Bei Volvo hießen die Viererclub-Modellreihen F4 für 5,5 bis 7,5 Tonnen Gesamtgewicht und F6 für 9,0 bis 13,5 Tonnen. Die zur Verfügung stehenden Dieselmotoren leisteten 80 bis 180 PS. Als kleinsten Diesel bot Volvo einen Perkins-Vierzylinder mit 3,86 Litern Hubraum an. Auch ein ZF-Fünfgang-Getriebe war im Angebot. Von 1975 bis 1986 entstanden mehr als 45.000 Viererclub-Fahrzeuge bei Volvo. Ab 1976 wurden sie auch in die USA exportiert, denn die amerikanischen Hersteller hatten keine kompakten Frontlenker mit Dieselmotoren im Angebot, um der damals weltweit herrschenden Energiekrise zu begegnen. Beträchtliche Stückzahlen gingen auch nach Frankreich und in den Benelux-Raum. Die zunehmende Konkurrenz zu Saviem und DAF führte allerdings dann doch dazu, dass Volvo im Jahr 1985 den Viererclub verließ und eigenständig einen neuen Mittelklasse-Lkw entwickelte.
Kubische Generation und F7
Als Nachfolger der in die Jahre gekommenen Modelle F 88 und F 89 stellte Volvo 1977 die Modelle F 10 und F 12 vor. Das kubisch geformte Fahrerhaus war nach ergonomischen Erkenntnissen konstruiert. Es war mit Schraubenfedern gegen Vibrationen und Stöße ausgerüstet und enthielt als erstes eine integrierte Klimaanlage, zunächst optional, später serienmäßig. Die Motoren leisteten 280 und 330 PS. Verschiedene Getriebe und Übersetzungen standen zur Verfügung, etwa das bewährte 16-Gang-Getriebe neben einem neu entwickelten 12-Gang-Getriebe mit Kriechgang.
1978 erfolgte die Ablösung der Modellreihe F 86. Dazu kooperierte Volvo mit Renault, denn auch die Franzosen arbeiteten damals an einem neuen Mittelklassemodell. Das Resultat war ein großer Bruder des Viererclub-Fahrerhauses. Man nutzte dessen Seitenteile, verbreiterte und verlängerte aber die Kabine unter Beibehaltung der Stilelemente.
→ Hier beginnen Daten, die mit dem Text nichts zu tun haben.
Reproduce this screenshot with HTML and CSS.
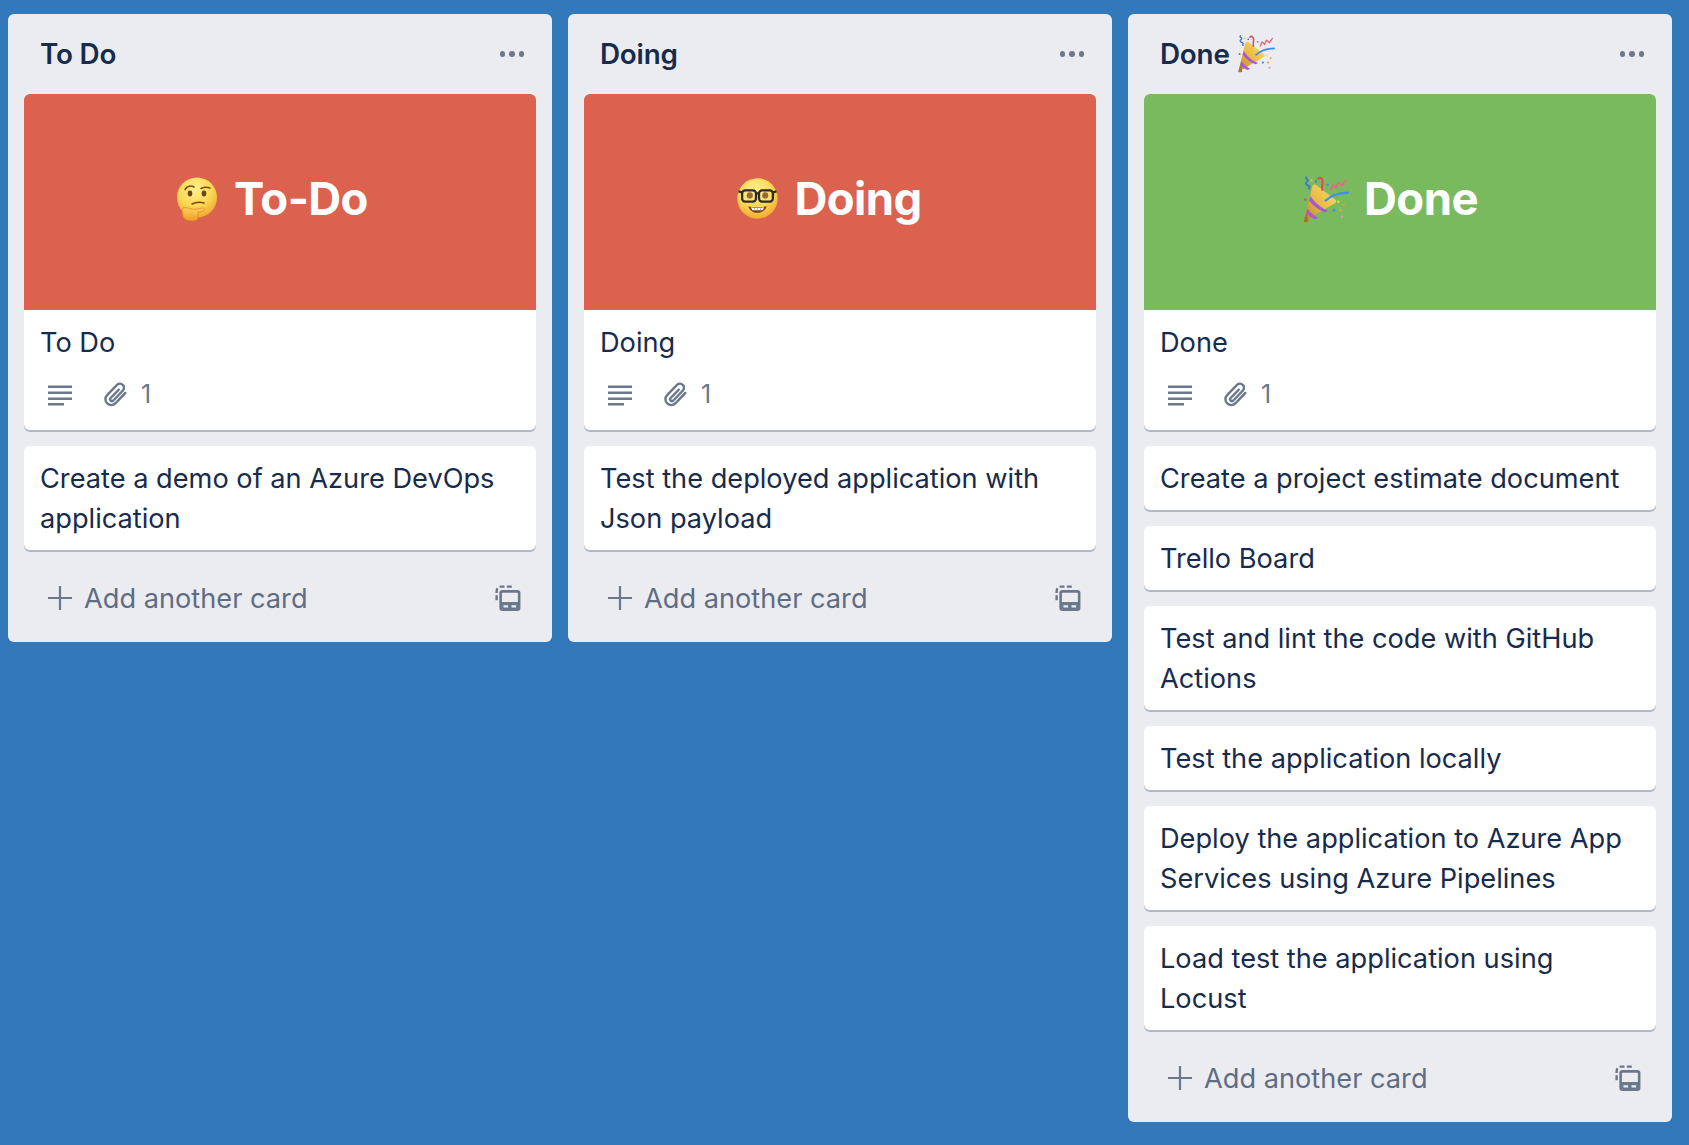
FILE: index.html
```html
<!DOCTYPE html>
<html lang="en">
<head>
<meta charset="utf-8">
<title>Board</title>
<link rel="stylesheet" href="styles.css">
</head>
<body>
<svg class="defs" width="0" height="0" aria-hidden="true">
  <defs>
    <radialGradient id="face" cx="45%" cy="30%" r="75%">
      <stop offset="0" stop-color="#fff08a"/>
      <stop offset=".55" stop-color="#fdd755"/>
      <stop offset="1" stop-color="#eda42c"/>
    </radialGradient>
    <linearGradient id="hand" x1="0" y1="0" x2="0" y2="1">
      <stop offset="0" stop-color="#fdd05a"/>
      <stop offset="1" stop-color="#f09a26"/>
    </linearGradient>
    <linearGradient id="cone" x1="0" y1="1" x2="1" y2="0">
      <stop offset="0" stop-color="#b9812a"/>
      <stop offset=".5" stop-color="#eabb45"/>
      <stop offset="1" stop-color="#fbe36a"/>
    </linearGradient>
    <symbol id="e-think" viewBox="0 0 42 44">
      <circle cx="21" cy="20.500" r="20" fill="url(#face)"/>
      <path d="M9 12.500c2-3.500 6-4.500 9-2.500" fill="none" stroke="#7a4a17" stroke-width="1.600" stroke-linecap="round"/>
      <path d="M25 11.500c3-1.500 6-1.700 9-.6" fill="none" stroke="#7a4a17" stroke-width="1.600" stroke-linecap="round"/>
      <ellipse cx="14" cy="16.500" rx="2.300" ry="3" fill="#6d4318"/>
      <ellipse cx="28" cy="16.500" rx="2.300" ry="3" fill="#6d4318"/>
      <path d="M16 27c4-2 8-2.200 12-1" fill="none" stroke="#7a4a17" stroke-width="1.600" stroke-linecap="round"/>
      <path d="M7 31c3-.6 6 0 8 1 3 1 8-.6 12-1 2-.2 2.600 2 .8 2.800-2 .8-4 1.200-6 1.800 1 2 .6 6-1 7.300-2.600 1.600-9 1.400-11.600-.6C6 40 5.500 33 7 31z" fill="url(#hand)" stroke="#d98a22" stroke-width=".7"/>
    </symbol>
    <symbol id="e-nerd" viewBox="0 0 40 40">
      <circle cx="20" cy="20" r="19.700" fill="url(#face)"/>
      <circle cx="12.500" cy="17" r="3" fill="#7a4a17"/>
      <circle cx="27.500" cy="17" r="3" fill="#7a4a17"/>
      <rect x="5" y="12" width="13.500" height="11" rx="3" fill="#fff3a5" fill-opacity=".2" stroke="#2b2a26" stroke-width="2.200"/>
      <rect x="21.500" y="12" width="13.500" height="11" rx="3" fill="#fff3a5" fill-opacity=".2" stroke="#2b2a26" stroke-width="2.200"/>
      <path d="M18 15h4M5 14 1.500 13M35 14l3.500-1" stroke="#2b2a26" stroke-width="2.200" fill="none"/>
      <path d="M11 27.500c5 1.500 13 1.500 18 0-1 4-5 6.500-9 6.500s-8-2.500-9-6.500z" fill="#7a3f17"/>
      <path d="M13.500 28.500c4 .8 9 .8 13 0l-1.500 3H15z" fill="#fff"/>
      <path d="M17 29v2.500M20 29.200v2.500M23 29v2.500" stroke="#9b8f80" stroke-width=".6"/>
    </symbol>
    <symbol id="e-party" viewBox="0 0 44 45">
      <path d="M1.500 43.500 9.500 11c.6-2 2.500-2.500 4-1.500l17.500 13.500c1.600 1.200 1 3.200-.8 4z" fill="url(#cone)"/>
      <path d="M1.500 43.500c1 1 2.500 1 4.500 0L4.500 35z" fill="#a8741f"/>
      <path d="M6.500 24c4.500 5.500 9.500 9.400 15 11l3.200-1.400c-6.500-2.300-12-6.600-17-13.800zM3.800 35.500c2.500 3 5.200 5 8.200 6l3.300-1.400c-3.300-1.300-6.800-4-10.200-8.500z" fill="#a855d8"/>
      <path d="M22 24c6-5 11-7 21-7.500" fill="none" stroke="#3f8cf0" stroke-width="2" stroke-linecap="round"/>
      <path d="M19 14C18 10 20 8 19 4.500c-.5-2-3-2.500-4-.8" fill="none" stroke="#e0475f" stroke-width="1.800" stroke-linecap="round"/>
      <path d="M27 14l2-5 3 3 2-5 3.500 3 3.500-5" fill="none" stroke="#e56a80" stroke-width="1.600" stroke-linejoin="round" stroke-linecap="round"/>
      <path d="M4 2c-2 1.500 3 2.500 1 4s-2 3 1 4-1 2.500 1 3" fill="none" stroke="#3d72dc" stroke-width="1.600" stroke-linecap="round"/>
      <circle cx="9" cy="5" r="1" fill="#e6c93a"/>
      <circle cx="13" cy="6" r="1" fill="#3d72dc"/>
      <circle cx="24" cy="9" r="1.100" fill="#3f8cf0"/>
      <circle cx="3" cy="23" r="1.200" fill="#d65050"/>
      <circle cx="34" cy="25" r="1.100" fill="#f0e040"/>
      <circle cx="30" cy="33" r="1.300" fill="#3f8cf0"/>
      <circle cx="39" cy="28" r="1.100" fill="#e9a13d"/>
      <circle cx="36" cy="33" r="1.200" fill="#e9a13d"/>
      <circle cx="37.500" cy="39" r="1.200" fill="#e88cb0"/>
    </symbol>
    <symbol id="i-lines" viewBox="0 0 24 24">
      <path d="M0 3.500h24v2.400H0zM0 9.500h24v2.400H0zM0 15.500h24v2.400H0zM0 21h16v2.400H0z" fill="currentColor"/>
    </symbol>
    <symbol id="i-clip" viewBox="0 0 24 24">
      <path d="M20.500 10.500 11 20.500a5.600 5.600 0 0 1-8-7.900l9.700-10a3.900 3.900 0 0 1 5.600 5.400l-9.400 9.800a1.700 1.700 0 0 1-2.500-2.400l7.800-8" fill="none" stroke="currentColor" stroke-width="2.300" stroke-linecap="round" stroke-linejoin="round"/>
    </symbol>
    <symbol id="i-plus" viewBox="0 0 24 24">
      <path d="M10.900 0h2.200v10.900H24v2.200H13.100V24h-2.200V13.100H0v-2.200h10.900z" fill="currentColor"/>
    </symbol>
    <symbol id="i-tpl" viewBox="0 0 24 24">
      <path d="M1.500 14V5.500a4 4 0 0 1 4-4h12" fill="none" stroke="currentColor" stroke-width="2.200" stroke-dasharray="4.500 2.200"/>
      <path fill-rule="evenodd" d="M7 4.500h13.500a3 3 0 0 1 3 3V21a3 3 0 0 1-3 3H7a3 3 0 0 1-3-3V7.500a3 3 0 0 1 3-3zm-.6 2.700v8.600h14.700V7.200zm1.400 11.500v2h4.300v-2zm7.400 0v2h4.300v-2z" fill="currentColor"/>
    </symbol>
  </defs>
</svg>

<main class="board">
  <section class="list">
    <header class="list-head">
      <h2 class="list-title">To Do</h2>
      <span class="dots"><i></i><i></i><i></i></span>
    </header>
    <div class="cards">
      <article class="card">
        <div class="cover cover-red">
          <svg class="emoji emoji-think"><use href="#e-think"/></svg>
          <span class="cover-text">To-Do</span>
        </div>
        <div class="card-title">To Do</div>
        <div class="badges">
          <svg class="ic-lines"><use href="#i-lines"/></svg>
          <svg class="ic-clip"><use href="#i-clip"/></svg>
          <span class="count">1</span>
        </div>
      </article>
      <article class="card"><div class="card-title">Create a demo of an Azure DevOps application</div></article>
    </div>
    <footer class="add">
      <svg class="ic-plus"><use href="#i-plus"/></svg>
      <span class="add-text">Add another card</span>
      <svg class="ic-tpl"><use href="#i-tpl"/></svg>
    </footer>
  </section>

  <section class="list">
    <header class="list-head">
      <h2 class="list-title">Doing</h2>
      <span class="dots"><i></i><i></i><i></i></span>
    </header>
    <div class="cards">
      <article class="card">
        <div class="cover cover-red">
          <svg class="emoji emoji-nerd"><use href="#e-nerd"/></svg>
          <span class="cover-text">Doing</span>
        </div>
        <div class="card-title">Doing</div>
        <div class="badges">
          <svg class="ic-lines"><use href="#i-lines"/></svg>
          <svg class="ic-clip"><use href="#i-clip"/></svg>
          <span class="count">1</span>
        </div>
      </article>
      <article class="card"><div class="card-title">Test the deployed application with Json payload</div></article>
    </div>
    <footer class="add">
      <svg class="ic-plus"><use href="#i-plus"/></svg>
      <span class="add-text">Add another card</span>
      <svg class="ic-tpl"><use href="#i-tpl"/></svg>
    </footer>
  </section>

  <section class="list">
    <header class="list-head">
      <h2 class="list-title">Done <svg class="emoji-title"><use href="#e-party"/></svg></h2>
      <span class="dots"><i></i><i></i><i></i></span>
    </header>
    <div class="cards">
      <article class="card">
        <div class="cover cover-green">
          <svg class="emoji emoji-party"><use href="#e-party"/></svg>
          <span class="cover-text">Done</span>
        </div>
        <div class="card-title">Done</div>
        <div class="badges">
          <svg class="ic-lines"><use href="#i-lines"/></svg>
          <svg class="ic-clip"><use href="#i-clip"/></svg>
          <span class="count">1</span>
        </div>
      </article>
      <article class="card"><div class="card-title">Create a project estimate document</div></article>
      <article class="card"><div class="card-title">Trello Board</div></article>
      <article class="card"><div class="card-title">Test and lint the code with GitHub Actions</div></article>
      <article class="card"><div class="card-title">Test the application locally</div></article>
      <article class="card"><div class="card-title">Deploy the application to Azure App Services using Azure Pipelines</div></article>
      <article class="card"><div class="card-title">Load test the application using Locust</div></article>
    </div>
    <footer class="add">
      <svg class="ic-plus"><use href="#i-plus"/></svg>
      <span class="add-text">Add another card</span>
      <svg class="ic-tpl"><use href="#i-tpl"/></svg>
    </footer>
  </section>
</main>
</body>
</html>
```
FILE: styles.css
```css
* { box-sizing: border-box; }
html, body { margin: 0; height: 100%; }
body {
  background: #3278bb;
  font-family: Inter, "Liberation Sans", sans-serif;
  color: #172b4d;
  overflow: hidden;
}
.defs { position: absolute; }
.board {
  display: flex;
  align-items: flex-start;
  gap: 16px;
  padding: 14px 8px;
}
.list {
  width: 544px;
  flex: none;
  background: #ebecf0;
  border-radius: 6px;
  padding: 0 16px;
}
.list-head {
  height: 80px;
  display: flex;
  align-items: center;
  justify-content: space-between;
  padding: 0 12px 0 16px;
}
.list-title {
  margin: 0;
  font-size: 27.800px;
  font-weight: 600;
  line-height: 40px;
  display: flex;
  align-items: center;
  gap: 8px;
  letter-spacing: -0.2px;
}
.emoji-title { width: 38px; height: 39px; margin-top: -2px; margin-left: -1px; }
.dots { display: flex; gap: 4px; }
.dots i { width: 5.500px; height: 5.500px; border-radius: 50%; background: #6b778c; }
.cards { display: flex; flex-direction: column; gap: 16px; }
.card {
  background: #fff;
  border-radius: 6px;
  box-shadow: 0 2px 0 #b1b8c6;
  overflow: hidden;
}
.cover {
  height: 216px;
  display: flex;
  align-items: center;
  justify-content: center;
  padding: 0 16px 7px 0;
}
.cover-red { background: #da624f; }
.cover-green { background: #7aba5f; padding-right: 20px; }
.cover-text {
  color: #fff;
  font-size: 45.500px;
  font-weight: 700;
  line-height: 50px;
  letter-spacing: -0.6px;
}
.emoji { flex: none; }
.emoji-think { width: 42px; height: 44px; margin-right: 16px; }
.emoji-nerd { width: 41px; height: 41px; margin: 0 16px 0 -5px; }
.emoji-party { width: 47px; height: 48px; margin-right: 15px; }
.card-title {
  padding: 13px 16px 11px;
  font-size: 27.200px;
  line-height: 40px;
}
.badges {
  height: 68px;
  margin-top: -12px;
  padding: 16px 0 20px 24px;
  display: flex;
  align-items: center;
  color: #6b778c;
}
.ic-lines { width: 24px; height: 24px; }
.ic-clip { width: 25px; height: 25px; margin-left: 32px; }
.count { margin-left: 12px; font-size: 25px; line-height: 32px; }
.add {
  height: 72px;
  margin: 12px 0 8px;
  display: flex;
  align-items: center;
  padding: 0 15px 0 24px;
  color: #5e6c84;
}
.ic-plus { width: 24px; height: 24px; flex: none; color: #6b778c; }
.add-text { margin: 2px 0 0 12px; font-size: 27.200px; line-height: 40px; flex: 1; }
.ic-tpl { width: 26px; height: 26px; flex: none; color: #6b778c; margin-top: -1px; }
```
Bei Volvo hießen die neuen Modelle F6 S und F7. Zwei Motorversionen TD 60 mit 180 PS und TD 70 mit 212 PS standen zur Verfügung. Vor allem in Großbritannien wurde der F7 in den Jahren von 1978 bis 1983 zunehmend mit maximalem Gewicht eingesetzt, was zur Entwicklung eines Langstrecken-Fahrerhauses mit Schlafkoje führte. Durch das Verlangen der Kunden nach mehr Leistung kam es zur Einführung des Turbos mit integrierter Ladeluftkühlung, genannt Intercooler. Beim 6,7-Liter-Intercooler erzielte dieses Verfahren eine Leistungssteigerung auf 245 PS. Das einfache funktionelle Design, das niedrige Gewicht in Verbindung mit dem leistungsstarken und sparsamen Intercooler-Diesel führte 1979 zur Wahl des F7 als „Lkw des Jahres“ durch eine internationale Fachjury. 1983 änderte sich das Erscheinungsbild geringfügig: Die F7-Plakette wanderte von der Mitte des Kühlergrills in die rechte untere Ecke und die Stoßstange wies nun zwei Abschlepp-Ösen auf statt einer.
Von 1978 bis 1986 wurde der F7 in 35.540 Exemplaren produziert. Dazu kamen 9.736 Einheiten des kleineren F6 S, die überwiegend in Skandinavien blieben. Die Intercooler-Technik kam auch dem F 12 zugute, dessen großer Sechszylinder mit 12 Litern Hubraum in der ladeluftgekühlten Variante nun 360 PS leistete. In den Folgejahren wurde diese Technik bei allen Motoren eingeführt.